Evacuation from London underground after the attacks,  photo: CTK
It will take some time for London to recover from the attacks, though Vit Pohanka said he was impressed by how the British people and the British authorities handled what was a very distressing and very unpredictable situation.

"These warnings - stay where you are, do not go out, do not go to work unless you have to, do not call the emergency services unless your life is threatened etc - that was quite ominous. But everything seemed to be very well organized. And being a Czech, I was wondering if something like that happened in Prague, what it would be like. How would the media react? How would the politicians react? And I'm sorry to say I suspect the British response was much better than I would expect in the Czech Republic. But that is my personal judgment."

King's Cross underground station,  photo: CTK
There are lots of Czechs living in London. Jitka Paterson-Sigmund has been living in Britain since 1945 - we asked her what she was doing when she heard about the attacks.

"I was sitting in front of my computer, doing some work for the British Czech and Slovak Association, and in the background I always have Radio 4 going, very low, you know. But suddenly something caught my attention so I put it louder and then of course the computer work stopped and then I just started following what was going on."

What were the first thoughts that went through your head when you heard the news that bombs had gone off in London?

Photo: CTK
"Well naturally the thoughts were for one's family. I have two sons, one I know is currently on holiday in France so that was no problem. The other son, I had spoken to a bit earlier, he lives in Hackney, but he is unpredictable about where his work will take him on a daily basis. He's an artist, working freelance, so I was not sure where he was going to be. So after about half an hour I telephoned to establish that he was at his studio no problem, and that the children were at their schools again, everybody was where they should be."
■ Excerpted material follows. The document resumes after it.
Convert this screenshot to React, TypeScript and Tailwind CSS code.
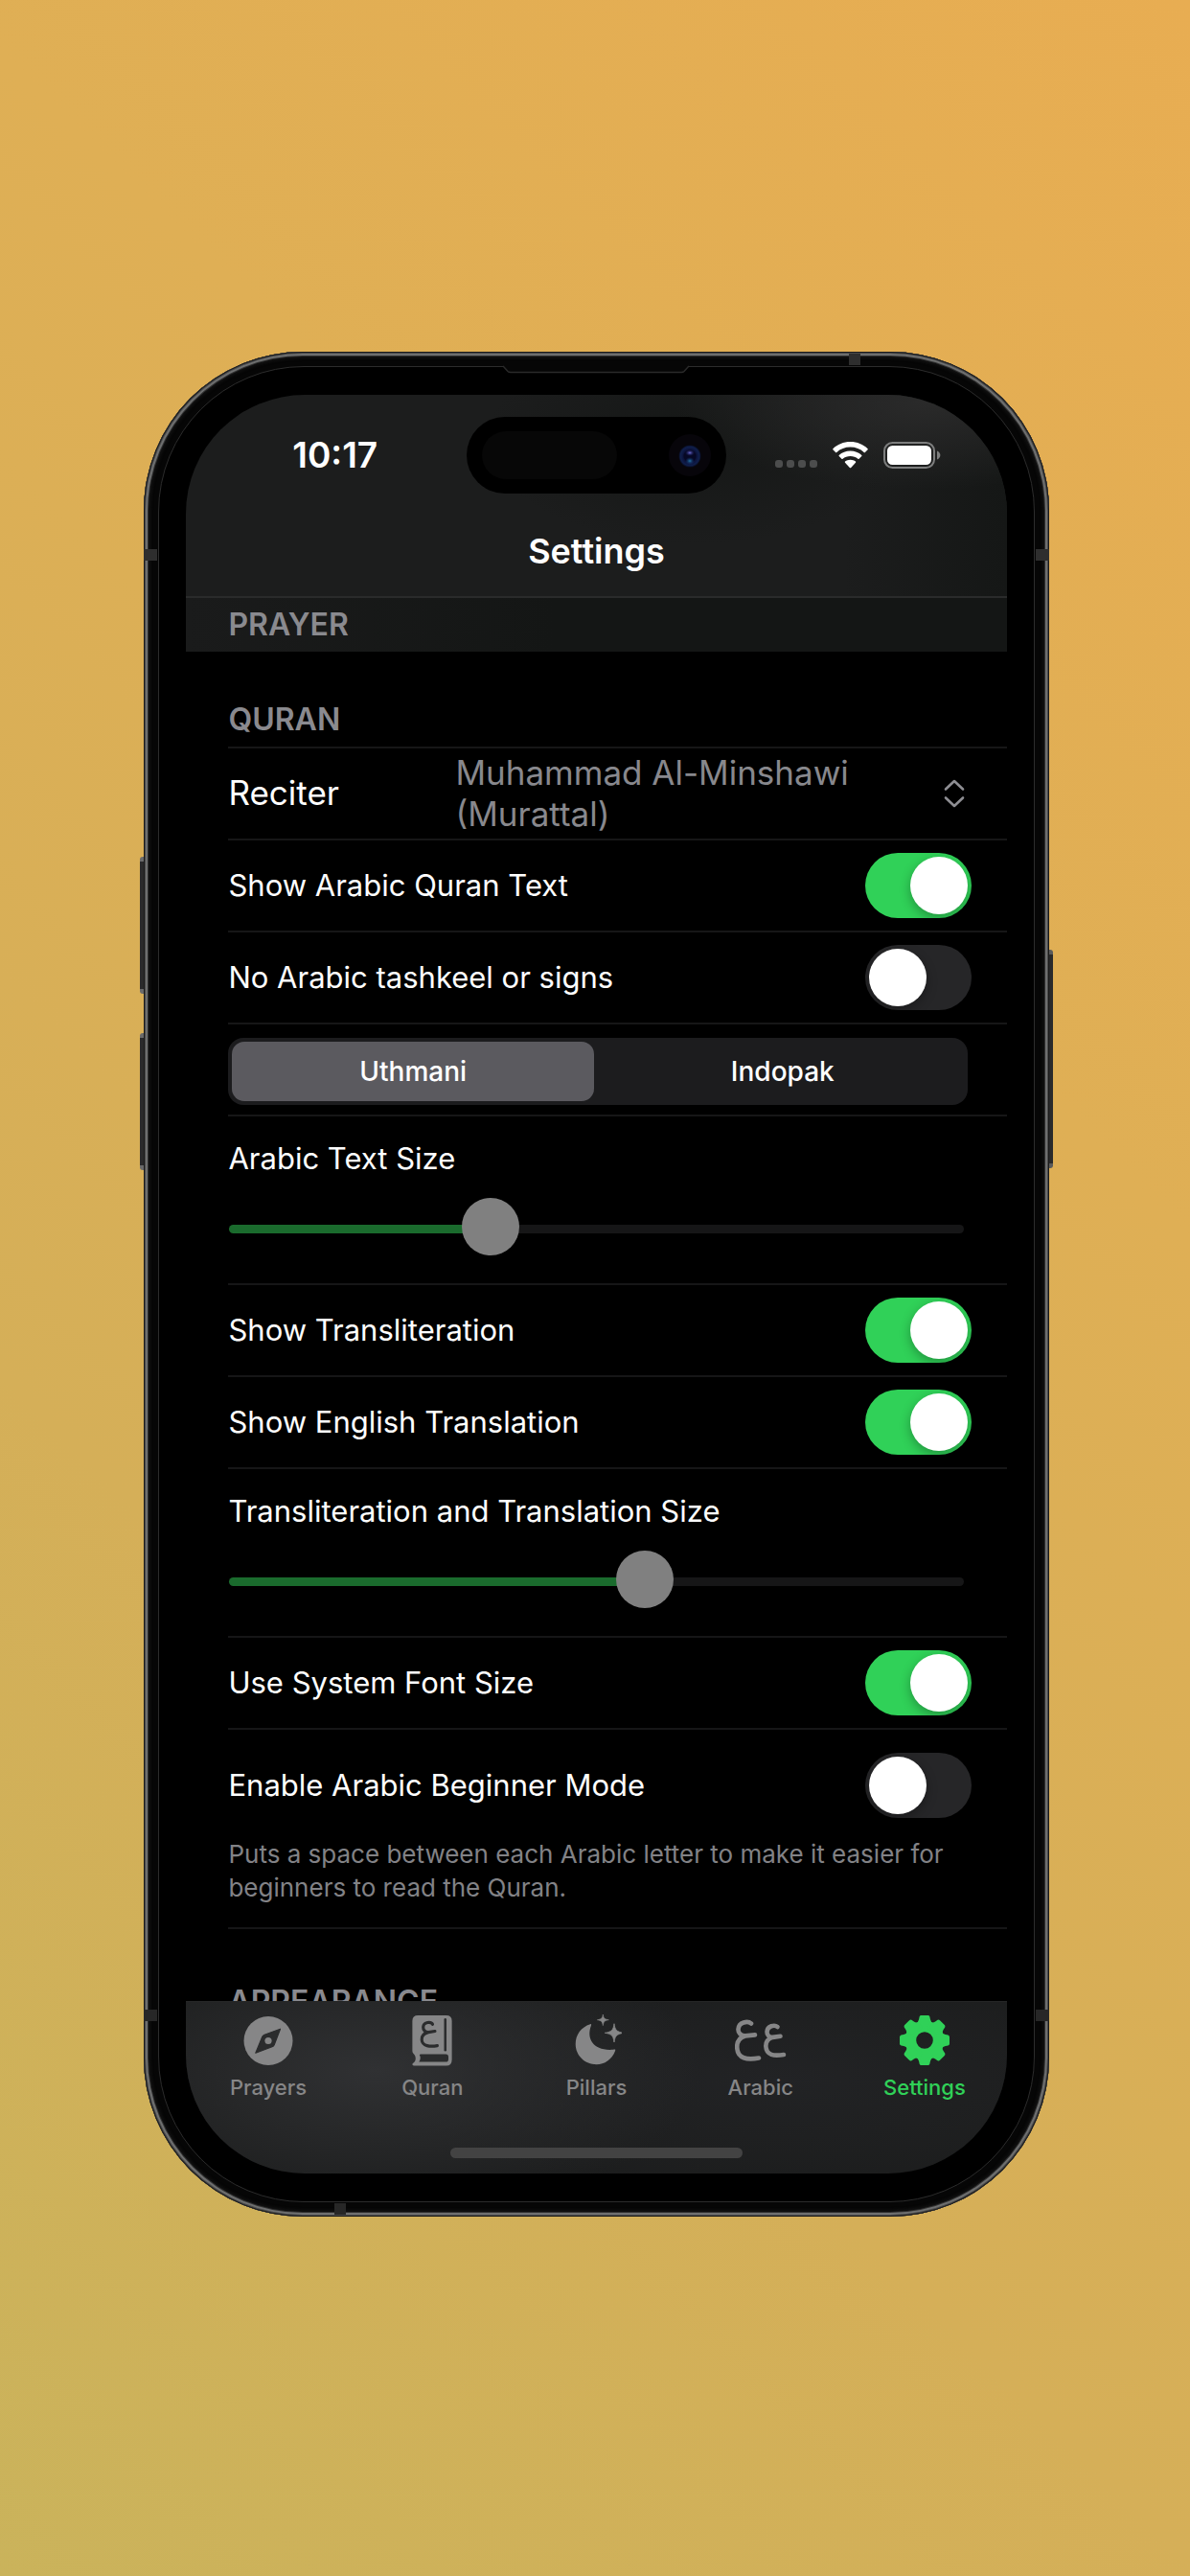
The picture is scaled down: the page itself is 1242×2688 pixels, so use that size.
import React, { useId, useState } from "react";

const gearTeeth = [0, 45, 90, 135, 180, 225, 270, 315];

function CompassIcon() {
  return (
    <svg viewBox="0 0 54 54" className="size-[54px]" aria-hidden="true">
      <circle cx="27" cy="27.5" r="25.5" fill="currentColor" />
      <path d="M39.5 15.2 L23 21.2 Q21.5 21.8 20.8 23.3 L13.8 40.2 L31 33.8 Q32.5 33.2 33.2 31.7 Z" fill="#2b2c2d" stroke="#2b2c2d" strokeWidth="1.2" strokeLinejoin="round" />
      <circle cx="27" cy="27.5" r="3.6" fill="currentColor" />
    </svg>
  );
}

function QuranIcon() {
  return (
    <svg viewBox="0 0 54 55" className="size-[54px]" aria-hidden="true" fill="none" strokeLinecap="round" strokeLinejoin="round">
      <path d="M12 1 H42 Q48 1 48 7 V48 Q48 54.5 42 54.5 H7.5 Q6 54.5 6 53 Q6 52 7.2 51.4 C10 50 10.5 44.5 7 41.5 Q6 40.5 6 39 V7 Q6 1 12 1 Z" fill="currentColor" />
      <path d="M14.5 42.3 H41.5 Q44.3 42.3 44.3 45 V47.5 Q44.3 50.5 41.5 50.5 H13 C14.8 48 15 45 13.6 43 Z" fill="#2b2c2d" />
      <path d="M41 5.5 V38" stroke="#2b2c2d" strokeWidth="2.6" />
      <path d="M27.5 10.5 C26 7.5 18 7.5 17.5 13.5 C17.3 17 20 19 23 19 L30 17.8 M23 19 C18.5 20 15.8 23 16 27 C16.5 34 25 34.5 32.5 33.2" stroke="#2b2c2d" strokeWidth="3.2" />
    </svg>
  );
}

function PillarsIcon() {
  return (
    <svg viewBox="0 0 54 54" className="size-[54px]" aria-hidden="true" fill="currentColor">
      <path d="M21 10.2 C22.3 9.7 22.3 10.6 21.9 11.8 C16.5 26 25 38.5 45 36.8 C46.8 36.4 47.8 36.3 47 38.2 C43.5 47 36 52.2 27.5 52.2 C15.5 52.2 5.7 43 5.7 31 C5.7 21 11.5 13.3 21 10.2 Z" />
      <path d="M46 9.7 C46.9 16 48.3 18.2 56 19.3 C48.3 20.4 46.9 22.6 46 29 C45.1 22.6 43.7 20.4 36.3 19.3 C43.7 18.2 45.1 16 46 9.7 Z" stroke="currentColor" strokeWidth="0.8" />
      <path d="M34.3 0 C34.9 3.8 35.7 5 40.3 5.7 C35.7 6.4 34.9 7.6 34.3 11.6 C33.7 7.6 32.9 6.4 28.4 5.7 C32.9 5 33.7 3.8 34.3 0 Z" stroke="currentColor" strokeWidth="0.6" />
    </svg>
  );
}

function ArabicIcon() {
  return (
    <svg viewBox="0 0 54 54" className="size-[54px]" aria-hidden="true" fill="none" stroke="currentColor" strokeWidth="4.6" strokeLinecap="round" strokeLinejoin="round">
      <path d="M17 9.5 C13.5 6.5 4 7.8 3.5 15.5 C3.3 19.5 6.5 22.5 11 22.4 L21 21.4 M11 22.4 C5 23.8 2.2 28.5 2.2 34 C2.5 46.5 13 47.6 25 45.5" />
      <path d="M44.5 13 C41.5 10.5 33.8 11.8 33.5 18.2 C33.3 21.5 36 24 39.5 23.9 L47.5 22.8 M39.5 23.9 C35 25.2 32.3 28.6 32.3 33 C32.8 43 41 43.6 51 42" />
    </svg>
  );
}

function GearIcon() {
  return (
    <svg viewBox="0 0 54 54" className="size-[54px]" aria-hidden="true" fill="currentColor" stroke="currentColor">
      <circle cx="27" cy="27" r="14.2" fill="none" strokeWidth="10.8" />
      {gearTeeth.map((angle) => (
        <path key={angle} transform={`rotate(${angle} 27 27)`} d="M18.5 10 Q21.3 8.8 22 5.5 L22.6 2.6 Q22.8 2 23.6 2 H30.4 Q31.2 2 31.4 2.6 L32 5.5 Q32.7 8.8 35.5 10 L34 15 H20 Z" strokeWidth="2" strokeLinejoin="round" />
      ))}
    </svg>
  );
}

function WifiIcon() {
  return (
    <svg viewBox="0 0 37 28" className="h-[28px] w-[37px]" aria-label="Wi-Fi" fill="#fff">
      <path d="M18.5 0 C25.6 0 32 2.7 36.6 7.2 Q37.1 7.8 36.6 8.3 L33.9 11 Q33.3 11.5 32.7 11 C29 7.6 24 5.6 18.5 5.6 C13 5.6 8 7.6 4.3 11 Q3.7 11.5 3.1 11 L0.4 8.3 Q-0.1 7.8 0.4 7.2 C5 2.7 11.4 0 18.5 0 Z" />
      <path d="M18.5 9.4 C23.1 9.4 27.2 11.1 30.3 13.9 Q30.8 14.4 30.3 15 L27.6 17.7 Q27 18.2 26.4 17.7 C24.3 15.9 21.5 14.9 18.5 14.9 C15.5 14.9 12.7 15.9 10.6 17.7 Q10 18.2 9.4 17.7 L6.7 15 Q6.2 14.4 6.7 13.9 C9.8 11.1 13.9 9.4 18.5 9.4 Z" />
      <path d="M18.5 18.7 C20.6 18.7 22.5 19.4 24 20.6 Q24.5 21.1 24 21.7 L19.2 26.9 Q18.5 27.5 17.8 26.9 L13 21.7 Q12.5 21.1 13 20.6 C14.5 19.4 16.4 18.7 18.5 18.7 Z" />
    </svg>
  );
}

function BatteryIcon() {
  return (
    <svg viewBox="0 0 60 28" className="h-[28px] w-[60px]" aria-label="Battery full">
      <rect x="1" y="1" width="52" height="26" rx="8.5" fill="none" stroke="#7d7e7e" strokeWidth="2" />
      <rect x="4" y="4" width="46" height="20" rx="5.5" fill="#fff" />
      <path d="M56 9.5 C58.2 10.5 59.4 12.2 59.4 14 C59.4 15.8 58.2 17.5 56 18.5 Z" fill="#7d7e7e" />
    </svg>
  );
}

function Switch({ id, on }: { id: string; on: boolean }) {
  const [checked, setChecked] = useState(on);
  return (
    <input
      id={id}
      type="checkbox"
      role="switch"
      checked={checked}
      onChange={(e) => setChecked(e.target.checked)}
      className="h-[68px] w-[111px] shrink-0 cursor-pointer appearance-none rounded-full bg-[#262628] p-1 before:block before:size-[60px] before:rounded-full before:bg-white before:shadow-[0_4px_12px_rgba(0,0,0,0.3)] checked:bg-[#30d158] checked:before:ml-auto"
    />
  );
}

function SwitchRow({ label, on }: { label: string; on: boolean }) {
  const id = useId();
  return (
    <div className="ml-11 flex h-24 items-center justify-between border-b-2 border-[#161617] pr-[37px]">
      <label htmlFor={id} className="text-[31px] leading-10 text-white">{label}</label>
      <Switch id={id} on={on} />
    </div>
  );
}

function SliderRow({ label, initial }: { label: string; initial: number }) {
  const id = useId();
  const [value, setValue] = useState(initial);
  const fill = 29 + (value / 1000) * 707;
  return (
    <div className="ml-11 flex h-44 flex-col border-b-2 border-[#161617] pt-6 pr-11">
      <label htmlFor={id} className="text-[31px] leading-10 text-white">{label}</label>
      <input
        id={id}
        type="range"
        min={0}
        max={1000}
        value={value}
        onChange={(e) => setValue(Number(e.target.value))}
        style={{ "--fill": `${(fill / 766) * 100}%` } as React.CSSProperties}
        className="mx-px mt-6 h-[60px] cursor-pointer appearance-none bg-transparent [&::-webkit-slider-runnable-track]:h-[9px] [&::-webkit-slider-runnable-track]:rounded-full [&::-webkit-slider-runnable-track]:bg-[linear-gradient(to_right,#1a6b2d_var(--fill),#161617_var(--fill))] [&::-webkit-slider-thumb]:-mt-7 [&::-webkit-slider-thumb]:size-[60px] [&::-webkit-slider-thumb]:appearance-none [&::-webkit-slider-thumb]:rounded-full [&::-webkit-slider-thumb]:bg-[#808080]"
      />
    </div>
  );
}

function ScriptPicker() {
  const [script, setScript] = useState("Uthmani");
  return (
    <div className="ml-11 flex h-24 items-center border-b-2 border-[#161617] pt-1 pr-[41px]">
      <fieldset className="flex h-[70px] flex-1 gap-2 rounded-2xl bg-[#1c1c1e] p-1">
        <legend className="sr-only">Arabic script</legend>
        {["Uthmani", "Indopak"].map((name) => (
          <label
            key={name}
            className="flex flex-1 cursor-pointer items-center justify-center rounded-[13px] text-[28px] font-medium text-white has-checked:bg-[#5b5a5f]"
          >
            <input
              type="radio"
              name="script"
              className="sr-only"
              checked={script === name}
              onChange={() => setScript(name)}
            />
            {name}
          </label>
        ))}
      </fieldset>
    </div>
  );
}

function ReciterRow() {
  return (
    <div className="ml-11 flex h-24 items-center border-b-2 border-[#161617] pr-11">
      <span id="reciter-label" className="w-[237px] shrink-0 text-[35px] text-white">Reciter</span>
      <button type="button" aria-haspopup="listbox" aria-labelledby="reciter-label reciter-value" className="flex flex-1 cursor-pointer items-center justify-between text-left">
        <span id="reciter-value" className="w-[440px] text-[35px] leading-[43px] text-[#88888d]">Muhammad Al-Minshawi (Murattal)</span>
        <svg viewBox="0 0 22 30" className="h-[30px] w-[22px]" fill="none" stroke="#8e8e93" strokeWidth="2.6" strokeLinecap="round" strokeLinejoin="round" aria-hidden="true">
          <path d="M2 10.5 L11 2 L20 10.5 M2 19.5 L11 28 L20 19.5" />
        </svg>
      </button>
    </div>
  );
}

function BeginnerRow() {
  return (
    <div className="ml-11 border-b-2 border-[#161617] pt-6 pb-6">
      <div className="flex items-center justify-between pr-[37px]">
        <label htmlFor="beginner" className="text-[31px] leading-10 text-white">Enable Arabic Beginner Mode</label>
        <Switch id="beginner" on={false} />
      </div>
      <p className="mt-5 pr-11 text-[26px] leading-[35px] text-[#828286]">
        Puts a space between each Arabic letter to make it easier for beginners to read the Quran.
      </p>
    </div>
  );
}

function StatusBar() {
  return (
    <div className="grid grid-cols-[1fr_271px_1fr] items-center pt-[23px]">
      <time className="pl-[18px] text-center text-[37px] font-semibold text-white">10:17</time>
      <div className="flex h-20 items-center justify-between rounded-full bg-black pr-4 pl-4">
        <div className="h-[50px] w-[141px] rounded-full bg-[#070707]" />
        <svg viewBox="0 0 44 44" className="size-11" aria-hidden="true">
          <defs>
            <radialGradient id="lens">
              <stop offset="0" stopColor="#20276a" />
              <stop offset="0.55" stopColor="#0b0f35" />
              <stop offset="0.85" stopColor="#101f4c" />
              <stop offset="1" stopColor="#080c20" />
            </radialGradient>
            <radialGradient id="glint">
              <stop offset="0" stopColor="#6b6ad0" />
              <stop offset="1" stopColor="#1c1d63" stopOpacity="0" />
            </radialGradient>
            <radialGradient id="glint-low">
              <stop offset="0" stopColor="#2478a8" />
              <stop offset="1" stopColor="#102a6a" stopOpacity="0" />
            </radialGradient>
          </defs>
          <circle cx="22" cy="22" r="22" fill="#07050a" />
          <circle cx="22" cy="23" r="11.5" fill="url(#lens)" />
          <circle cx="22" cy="23" r="6.5" fill="#060824" />
          <ellipse cx="22" cy="19.5" rx="5" ry="3.4" fill="url(#glint)" />
          <ellipse cx="22" cy="28" rx="5" ry="4" fill="url(#glint-low)" />
        </svg>
      </div>
      <div className="flex items-center justify-center pr-[18px]">
        <div className="mt-[19px] mr-4 flex gap-1">
          <i className="size-2 rounded-[3px] bg-[#4c4d4d]" />
          <i className="size-2 rounded-[3px] bg-[#4c4d4d]" />
          <i className="size-2 rounded-[3px] bg-[#4c4d4d]" />
          <i className="size-2 rounded-[3px] bg-[#4c4d4d]" />
        </div>
        <WifiIcon />
        <span className="w-4" />
        <BatteryIcon />
      </div>
    </div>
  );
}

const tabs = [
  { name: "Prayers", icon: <CompassIcon /> },
  { name: "Quran", icon: <QuranIcon /> },
  { name: "Pillars", icon: <PillarsIcon /> },
  { name: "Arabic", icon: <ArabicIcon /> },
  { name: "Settings", icon: <GearIcon />, active: true },
];

function TabBar() {
  return (
    <nav className="border-t border-[#252626] bg-[#1c1d1d] bg-[radial-gradient(ellipse_340px_150px_at_23%_40%,#303133,transparent),radial-gradient(ellipse_420px_120px_at_72%_45%,#222325,transparent)] pt-[13px] pb-4">
      <div className="grid grid-cols-5">
        {tabs.map((tab) => (
          <a
            key={tab.name}
            href={`#${tab.name.toLowerCase()}`}
            aria-current={tab.active ? "page" : undefined}
            className={`flex flex-col items-center ${tab.active ? "text-[#30d158]" : "text-[#868687]"}`}
          >
            {tab.icon}
            <span className="mt-2 text-[22px] leading-7 font-medium">{tab.name}</span>
          </a>
        ))}
      </div>
      <div className="mx-auto mt-[49px] h-[11px] w-[305px] rounded-full bg-[#434343]" />
    </nav>
  );
}

function Hardware() {
  return (
    <div aria-hidden="true">
      <span className="absolute top-[527px] -left-1 h-[143px] w-1 rounded-l-[3px] border-y-[5px] border-[#6a6a6a] bg-[#2a2a2b]" />
      <span className="absolute top-[711px] -left-1 h-[143px] w-1 rounded-l-[3px] border-y-[5px] border-[#6a6a6a] bg-[#2a2a2b]" />
      <span className="absolute top-[624px] -right-1 h-[228px] w-1 rounded-r-[3px] border-y-[5px] border-[#5a5a5a] bg-[#2a2a2b]" />
      <span className="absolute top-[206px] left-0 h-3 w-[14px] bg-[#2e2e2e]" />
      <span className="absolute top-[206px] right-0 h-3 w-[14px] bg-[#2e2e2e]" />
      <span className="absolute bottom-[204px] left-0 h-3 w-[14px] bg-[#272727]" />
      <span className="absolute right-0 bottom-[204px] h-3 w-[14px] bg-[#272727]" />
      <span className="absolute top-[2px] right-[197px] h-3 w-3 bg-[#2e2e2e]" />
      <span className="absolute bottom-[2px] left-[199px] h-3 w-3 bg-[#272727]" />
      <svg viewBox="0 0 194 9" className="absolute top-[14px] left-1/2 h-[9px] w-[194px] -translate-x-1/2" fill="#060606" stroke="#2a2a2a" strokeWidth="1.5">
        <path d="M0 1 L5 6.5 Q6 7.5 8 7.5 H186 Q188 7.5 189 6.5 L194 1" />
      </svg>
    </div>
  );
}

const sectionTitle = "pl-11 text-[32px] leading-[56px] font-semibold text-[#8a8a8f]";

export default function App() {
  return (
    <div className="flex min-h-screen items-center justify-center bg-[linear-gradient(45deg,#cab35b_0%,#d5af58_32%,#dfaf55_67%,#e8ad52_100%)] pb-[9px] pl-[3px] font-['Inter','Liberation_Sans',sans-serif]">
      <div className="relative w-[76.2%] rounded-[166px] bg-[#060606] p-[15px] shadow-[inset_0_0_0_1px_#1b1b1b,inset_0_0_0_2px_#4a4a4a,inset_0_0_0_4px_#6e6f6f,inset_0_0_0_5px_#303030,inset_0_0_3px_7px_#111]">
        <Hardware />
        <div className="rounded-[152px] border border-[#2c2c2c] bg-black px-7 py-[29px]">
          <div className="overflow-hidden rounded-[124px] bg-black">
            <header className="border-b-2 border-[#2a2b2b] bg-[#1c1d1d] bg-[radial-gradient(ellipse_260px_90px_at_90%_4%,#2a2a2a,transparent),radial-gradient(ellipse_220px_110px_at_62%_22%,#151716,transparent),linear-gradient(to_right,transparent_80%,#151716)]">
              <StatusBar />
              <h1 className="pt-[14px] text-center text-[36px] leading-[93px] font-semibold text-white">Settings</h1>
            </header>
            <h2 className={`bg-[linear-gradient(to_right,#1a1b1b,#141615_45%)] ${sectionTitle}`}>PRAYER</h2>
            <main>
              <h2 className={`pt-[43px] ${sectionTitle}`}>QURAN</h2>
              <div className="ml-11 h-0.5 bg-[#161617]" />
              <ReciterRow />
              <SwitchRow label="Show Arabic Quran Text" on />
              <SwitchRow label="No Arabic tashkeel or signs" on={false} />
              <ScriptPicker />
              <SliderRow label="Arabic Text Size" initial={343} />
              <SwitchRow label="Show Transliteration" on />
              <SwitchRow label="Show English Translation" on />
              <SliderRow label="Transliteration and Translation Size" initial={571} />
              <SwitchRow label="Use System Font Size" on />
              <BeginnerRow />
              <div className="h-[75px] overflow-hidden pt-12">
                <h2 className={sectionTitle}>APPEARANCE</h2>
              </div>
            </main>
            <TabBar />
          </div>
        </div>
      </div>
    </div>
  );
}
Was there a sense of inevitably about this attack?

"We've all been told over the last few months, it's not a question of if, it's a question of when. But I think that one thinks to dismiss that a bit. We were all reasonably relaxed about it, certainly for myself. I never worried about going on the tube or on the buses or anything like that. I cannot speak for others of course."

Egware Road station,  photo: CTK
And are you worried now? Do you think this will change your behaviour and your daily habits?

"Not really, no. I don't think so. Life has got to go on. I'm old enough to have lived through the war, and life has got to go on."

Many Londoners interviewed by the media have said that it won't deter them from going about their business, that there is this sense of business as normal, that life must carry on. Do you get that sense this morning, 24 hours after the attacks, that Londoners are determined to carry on as normal?

"I think so. This morning the Central London schools are not open. They allowed the children to stay at home because they didn't know whether their parents could bring them in or take them out because of the simple business of getting around. But I'm sure it will all carry on as normal. I think people will be more vigilant. I think they have been vigilant about left bags and things."

London bus after the attacks,  photo: CTK
Czech politicians have also been reacting to Thursday's terrible events in London. The prime minister, Jiri Paroubek, condemned what he called a barbaric attack on the civilian population of the British capital, and expressed Czech solidarity in the fight against terrorism.

President Vaclav Klaus, meanwhile, described the bombings as shocking. Mr Klaus said he did not want to make light of what had happened, but warned that an exaggerated reaction might only encourage panic among Czech citizens.

But as in many European countries security was stepped up in the Czech Republic in the wake of the London bombings. Deputy Foreign Minister Jan Winkler had this to say:

"As far as the Czech Republic is concerned, security measures were improved, the protection of airports, power plants and also major shopping malls was increased.

"So far only the police are involved. But this afternoon the National Security Council is due to meet and make a decision as to whether the military should also be involved in the improvement of security in the country. My personal guess is there is no reason."

So far no Czech casualties have been reported.

"We are now in the process of collecting information from Czech families or Czech friends who have contacted our helpline where information about missing persons is collected and passed to our embassy in London, which is in contact with the casualty bureau in London.

"During the night we received around 70 calls. We have identified 28 people who have not yet been contacted by their relatives. During the night the list declined to 14, so now we have a list of 14 people who their relatives suppose might have been or were at the critical time in the centre of London."